WHAT IS ASKED:
Omit all images, then return the remaining material exactly as it stands.

SOURCE MATERIAL:
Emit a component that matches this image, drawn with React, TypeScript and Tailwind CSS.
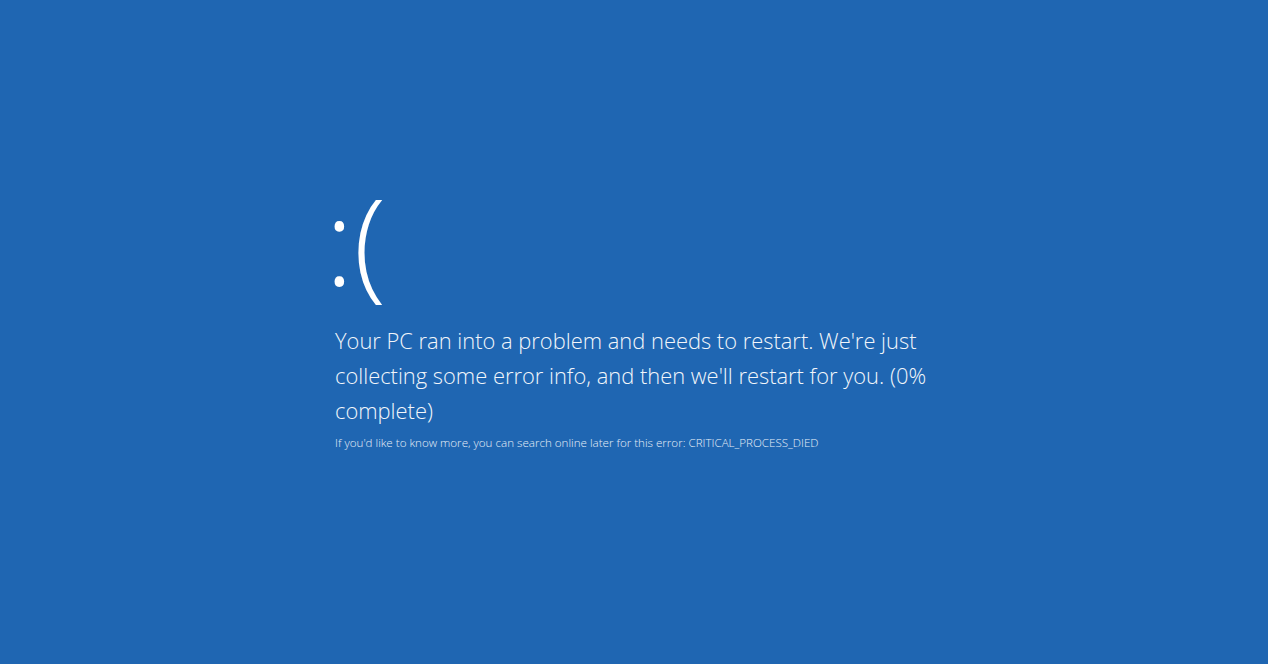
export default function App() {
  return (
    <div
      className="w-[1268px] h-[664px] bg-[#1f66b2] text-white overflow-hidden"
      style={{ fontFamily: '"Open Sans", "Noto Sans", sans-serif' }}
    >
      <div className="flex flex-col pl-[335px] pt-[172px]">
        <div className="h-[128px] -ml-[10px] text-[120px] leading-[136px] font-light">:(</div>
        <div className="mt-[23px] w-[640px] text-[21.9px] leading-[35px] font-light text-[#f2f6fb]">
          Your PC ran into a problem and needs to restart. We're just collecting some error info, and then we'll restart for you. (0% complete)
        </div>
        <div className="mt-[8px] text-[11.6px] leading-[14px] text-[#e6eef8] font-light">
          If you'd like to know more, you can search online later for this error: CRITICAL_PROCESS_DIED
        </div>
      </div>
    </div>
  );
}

EXERCISE OUTPUT:
Emit a component that matches this image, drawn with React, TypeScript and Tailwind CSS.
export default function App() {
  return (
    <div
      className="w-[1268px] h-[664px] bg-[#1f66b2] text-white overflow-hidden"
      style={{ fontFamily: '"Open Sans", "Noto Sans", sans-serif' }}
    >
      <div className="flex flex-col pl-[335px] pt-[172px]">
        <div className="h-[128px] -ml-[10px] text-[120px] leading-[136px] font-light">:(</div>
        <div className="mt-[23px] w-[640px] text-[21.9px] leading-[35px] font-light text-[#f2f6fb]">
          Your PC ran into a problem and needs to restart. We're just collecting some error info, and then we'll restart for you. (0% complete)
        </div>
        <div className="mt-[8px] text-[11.6px] leading-[14px] text-[#e6eef8] font-light">
          If you'd like to know more, you can search online later for this error: CRITICAL_PROCESS_DIED
        </div>
      </div>
    </div>
  );
}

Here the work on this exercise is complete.